The Evolving Winner-Take-All Competition

The system runs on a winner-take-all basis: the highest-performing miners receive the majority of rewards. This drives intense competition.

The process:

Miners register their models on the Bittensor network.
Validators run challenges, mixing real, synthetic, and semisynthetic data from the benchmarks above.
Performance is scored on metrics like accuracy, robustness against hard fakes, and inference speed.
Top models win rewards and get deployed weekly as BitMind's updated detection engine.

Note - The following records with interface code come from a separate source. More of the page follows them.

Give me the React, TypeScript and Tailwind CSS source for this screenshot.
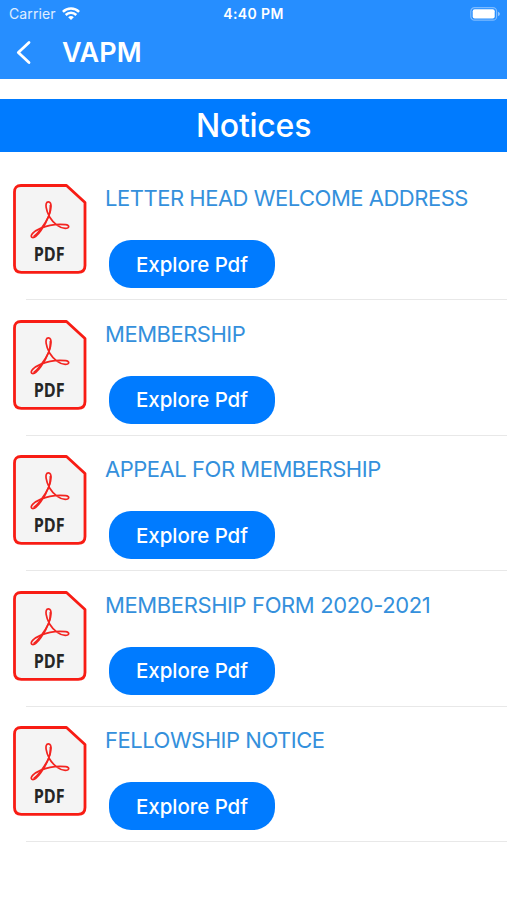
import React from 'react';

interface Notice {
  id: number;
  title: string;
  tracking: string;
}

const notices: Notice[] = [
  { id: 1, title: 'LETTER HEAD WELCOME ADDRESS', tracking: 'tracking-[-0.48px]' },
  { id: 2, title: 'MEMBERSHIP', tracking: 'tracking-[-0.48px]' },
  { id: 3, title: 'APPEAL FOR MEMBERSHIP', tracking: 'tracking-[-0.47px]' },
  { id: 4, title: 'MEMBERSHIP FORM 2020-2021', tracking: 'tracking-[-0.39px]' },
  { id: 5, title: 'FELLOWSHIP NOTICE', tracking: 'tracking-[-0.48px]' },
];

const WifiIcon = () => (
  <svg className="block" width="18" height="13" viewBox="0 0 18 13" fill="none" stroke="white" strokeWidth="2.5">
    <path d="M0.9 4.9C5.4 0.5 12.6 0.5 17.1 4.9" />
    <path d="M3.7 8C6.7 5.1 11.3 5.1 14.3 8" />
    <path d="M6.2 10.2C7.8 8.6 10.2 8.6 11.8 10.2L9 12.9Z" fill="white" stroke="none" />
  </svg>
);

const BatteryIcon = () => (
  <svg className="block" width="31" height="14" viewBox="0 0 31 14">
    <rect x="0.8" y="0.6" width="25.8" height="12.6" rx="3.8" fill="none" stroke="white" strokeOpacity="0.4" strokeWidth="1.2" />
    <rect x="2.7" y="2.2" width="22" height="9.4" rx="2" fill="white" />
    <path d="M28 4.7C30.5 5.5 30.5 8.3 28 9.1Z" fill="white" fillOpacity="0.5" />
  </svg>
);

const PdfIcon = () => (
  <svg className="block shrink-0" width="74" height="90" viewBox="0 0 74 90">
    <path
      d="M8 1.5H53.5L72 18.5V81.5Q72 88.3 65.2 88.3H8.3Q1.5 88.3 1.5 81.5V8Q1.5 1.5 8 1.5Z"
      fill="#f4f4f4"
      stroke="#f81c14"
      strokeWidth="2.8"
      strokeLinejoin="round"
    />
    <path
      d="M35.4 17.8C31 18 33.4 27.5 36.6 33C40.5 39.5 47 44.3 52.2 44.4C56.6 44.4 57 41.2 52.6 40.7C45 39.8 34.5 41.4 27.5 44.4C20 47.5 16.8 51.7 18.9 53.3C23.2 55.8 32.6 40.5 35.7 32.2C38.4 25.3 39.2 17.7 35.4 17.8Z"
      fill="none"
      stroke="#f32420"
      strokeWidth="1.7"
      strokeLinejoin="round"
    />
    <path d="M20.5 52.6C25.5 49.5 32.5 39 35.8 32C37.3 28 37.6 24 37.4 21" fill="none" stroke="#f32420" strokeWidth="1.7" />
    <text
      x="20.7"
      y="77"
      textLength="31"
      lengthAdjust="spacingAndGlyphs"
      className="font-['Open_Sans',sans-serif] text-[19px] font-bold"
      fill="#262626"
    >
      PDF
    </text>
  </svg>
);

const NoticeRow = ({ notice }: { notice: Notice }) => (
  <li className="h-[135.6px]">
    <div className="flex h-[135px] pt-5 pl-[13px]">
      <PdfIcon />
      <div className="ml-[18px]">
        <h2 className={`h-7 whitespace-nowrap text-[22px] leading-7 text-[#3490dc] ${notice.tracking}`}>{notice.title}</h2>
        <button className="mt-7 ml-1 block h-12 w-[166px] rounded-[22px] bg-[#007bff] pt-[2px] text-[20.5px] font-medium tracking-[-0.05px] text-white">
          Explore Pdf
        </button>
      </div>
    </div>
    <div className="ml-[26px] h-px bg-[#e8e8e8]" />
  </li>
);

export default function App() {
  return (
    <div className="h-[900px] w-full overflow-hidden bg-white font-['Inter',sans-serif]">
      <header className="h-[79px] bg-[#268eff] text-white">
        <div className="grid h-[27px] grid-cols-3 items-center px-[6px]">
          <div className="flex items-center gap-[6px] pl-[3px]">
            <span className="text-[14px] tracking-[0.1px] text-white/85">Carrier</span>
            <WifiIcon />
          </div>
          <span className="text-center text-[14px] font-semibold tracking-[0.4px]">4:40 PM</span>
          <div className="flex justify-end">
            <BatteryIcon />
          </div>
        </div>
        <div className="flex h-[52px] items-center pl-[16px]">
          <svg className="block" width="16" height="26" viewBox="0 0 16 26" fill="none" stroke="white" strokeWidth="2.8" strokeLinecap="round" strokeLinejoin="round">
            <path d="M13 2.5L2.3 12.5L13 22.5" />
          </svg>
          <h1 className="ml-[30px] pt-px text-[27px] font-semibold">VAPM</h1>
        </div>
      </header>

      <div className="mt-5 flex h-[53px] items-center justify-center bg-[#007bff]">
        <span className="text-[32px] font-medium tracking-[-0.25px] text-white">Notices</span>
      </div>

      <ul className="mt-3">
        {notices.map(notice => (
          <NoticeRow key={notice.id} notice={notice} />
        ))}
      </ul>
    </div>
  );
}
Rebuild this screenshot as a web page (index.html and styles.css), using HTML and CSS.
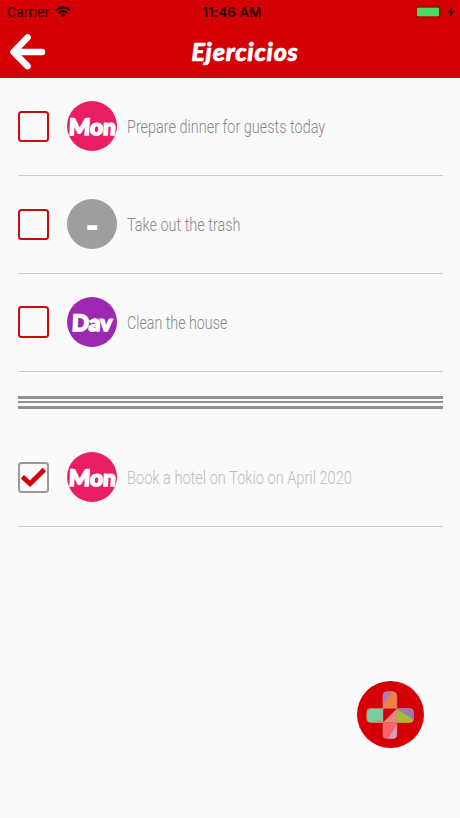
FILE: index.html
```
<!DOCTYPE html>
<html lang="es">
<head>
<meta charset="utf-8">
<title>Ejercicios</title>
<link rel="stylesheet" href="styles.css">
</head>
<body>
<header class="header">
  <div class="status">
    <div class="status-left"><span class="carrier">Carrier</span>
      <svg class="wifi" viewBox="0 0 16 12"><path d="M1 4.4Q8-1.6 15 4.4M3.5 7Q8 3.2 12.5 7" fill="none" stroke="currentColor" stroke-width="2.1"/><path d="M5.5 8.8Q8 6.8 10.5 8.8L8 11.3Z" fill="currentColor"/></svg>
    </div>
    <span class="time">11:46 AM</span>
    <div class="status-right">
      <svg class="battery" viewBox="0 0 28 12"><rect x=".6" y=".6" width="24.8" height="10.8" rx="2.6" fill="none" stroke="#8e1208" stroke-width="1"/><rect x="2" y="1.7" width="22" height="8.6" rx="1" fill="#4cd964"/><path d="M26.6 4v4q1.2-.5 1.2-2t-1.2-2" fill="#8e1208"/></svg>
      <svg class="bolt" viewBox="0 0 6 10"><path d="M4 0 0 5.7h2.5L1.8 10 6 4.2H3.4z" fill="currentColor"/></svg>
    </div>
  </div>
  <div class="nav">
    <svg class="back" viewBox="0 0 36 36"><path d="M18.5 4.2 5.2 18l13.3 13.4M5.6 18h26.6" fill="none" stroke="#fff" stroke-width="6.2" stroke-linecap="round" stroke-linejoin="round"/></svg>
    <h1 class="title"><span class="title-text">Ejercicios</span></h1>
  </div>
</header>
<main class="list">
  <div class="row"><span class="box"></span><span class="avatar pink"><b>Mon</b></span><span class="label">Prepare dinner for guests today</span></div>
  <div class="row"><span class="box"></span><span class="avatar gray"><b class="dash">-</b></span><span class="label">Take out the trash</span></div>
  <div class="row"><span class="box"></span><span class="avatar purple"><b>Dav</b></span><span class="label clean">Clean the house</span></div>
  <div class="stripes"><i></i><i class="thin"></i><i></i></div>
  <div class="row done"><span class="box"><svg class="check" viewBox="0 0 26 22"><path d="M2.3 10.2 9.7 17 23.5 3.3" fill="none" stroke="#d20007" stroke-width="4.6"/></svg></span><span class="avatar pink"><b>Mon</b></span><span class="label hotel">Book a hotel on Tokio on April 2020</span></div>
</main>
<button class="fab" aria-label="Add">
  <svg class="plus" viewBox="0 0 48 48">
    <defs><clipPath id="cross"><rect x="17" y="0.8" width="13.8" height="46.8" rx="4"/><rect x=".8" y="17.6" width="46.8" height="13.8" rx="4"/></clipPath></defs>
    <g clip-path="url(#cross)">
      <path d="M17 0h14v17.6H17z" fill="#f18142"/><path d="M17 0h9L17 15z" fill="#ac7ac0"/>
      <path d="M0 17h17v15H0z" fill="#7bcba2"/><path d="M17 28.5v3H3z" fill="#b4a283"/><path d="M0 17h5L1 24z" fill="#b4a283"/>
      <path d="M31 17h17v15H31z" fill="#967bc1"/><path d="M31 18l17 11v3H31z" fill="#a5bd2d"/>
      <path d="M17 17.6h14v13.8H17z" fill="#cf0010"/><path d="M31 17.6v13.8H17z" fill="#e78b78"/>
      <path d="M17 31.4h14V48H17z" fill="#fa6264"/><path d="M31 33V48h-9z" fill="#cf9fc8"/>
      <path d="M17 17.6h14v13.8H17z" fill="none" stroke="#c08a70" stroke-width=".5"/>
    </g>
    <path d="M17 17.6V4.8q0-4 4-4h5.8q4 0 4 4v12.8h12.8q4 0 4 4v5.8q0 4-4 4H30.8v12.2q0 4-4 4H21q-4 0-4-4V31.4H4.8q-4 0-4-4v-5.8q0-4 4-4z" fill="none" stroke="#c99775" stroke-width=".6"/>
  </svg>
</button>
</body>
</html>
```
FILE: styles.css
```
* { box-sizing: border-box; }
body { margin: 0; width: 460px; height: 818px; overflow: hidden; background: #fafafa; font-family: Roboto, sans-serif; }
.header { height: 78px; background: #d40006; }
.status { height: 24px; padding: 0 6px 0 7px; display: grid; grid-template-columns: 1fr auto 1fr; align-items: center; color: #250000; font: 13px/24px Inter, sans-serif; }
.status-left, .status-right { display: flex; align-items: center; }
.status-left { gap: 6px; }
.status-right { justify-content: flex-end; gap: 5px; }
.carrier { letter-spacing: -.05px; }
.time { font-weight: 600; letter-spacing: .3px; margin-left: 3px; }
.wifi { width: 16px; height: 12px; }
.battery { width: 28px; height: 12px; }
.bolt { width: 6px; height: 10px; }
.nav { height: 54px; padding: 0 8px; display: grid; grid-template-columns: 40px 1fr 10px; align-items: center; }
.back { width: 38px; height: 38px; margin-top: 2px; }
.title { margin: 0; text-align: center; color: #fff; font: italic 900 25px/50px Lato, sans-serif; }
.title-text { display: inline-block; letter-spacing: .8px; -webkit-text-stroke: .7px #fff; }
.list { padding: 0 17.5px; }
.row { height: 97.9px; display: flex; align-items: center; border-bottom: 1px solid #cbcbcb; }
.box { flex: none; width: 31.5px; height: 31.5px; border: 2px solid #cb0b10; border-radius: 3.5px; display: grid; place-items: center; }
.avatar { flex: none; width: 50px; height: 50px; margin: 0 10px 0 18px; border-radius: 50%; display: flex; align-items: center; justify-content: center; color: #fff; font: 22.5px/50px Lato, sans-serif; }
.avatar b { font-weight: 900; -webkit-text-stroke: 1.6px #fff; transform: translateY(1px) skewX(-3deg); }
.avatar .dash { transform: translateY(2px) scale(1.3, 1.1); }
.pink { background: #e91e63; }
.gray { background: #9e9e9e; }
.purple { background: #9c27b0; }
.label { font-size: 19px; font-weight: 300; color: #888; white-space: nowrap; transform: scaleX(.76); transform-origin: left; }
.label.clean { transform: scaleX(.75); }
.label.hotel { transform: scaleX(.768); }
.stripes { height: 57.3px; padding-top: 24px; display: flex; flex-direction: column; gap: 2.5px; }
.stripes i { height: 3px; background: #919191; }
.stripes .thin { height: 2px; }
.done .box { border-color: #999; }
.done .label { color: #bdbdbd; }
.check { width: 27px; height: 23px; }
.fab { position: absolute; left: 356.5px; top: 681px; width: 67px; height: 67px; padding: 0; border: 0; border-radius: 50%; background: #d40006; display: grid; place-items: center; }
.plus { width: 48px; height: 48px; }
```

This creates rapid velocity. BitMind adapts to new generative techniques in days or weeks, far faster than traditional centralized systems. The open-source bitmind-subnet repo on GitHub provides the code details, including validation logic and model handling with libraries like PyTorch.

Conclusion

BitMind's self-evolving detection system transforms deepfake defense into a dynamic, community-powered ecosystem. By leveraging GAN-inspired adversarial generation (with C2PA verification for integrity), an extensive suite of open-source datasets across images, videos, and audio, user-contributed holdouts, and a weekly winner-take-all update cycle, it maintains a leading edge in accuracy and speed.

Developers can explore the bitmind-subnet repo and gasbench configs for implementation details. For users, the key takeaway is clear: BitMind does not just detect deepfakes today; it evolves daily to stay ahead of tomorrow's threats.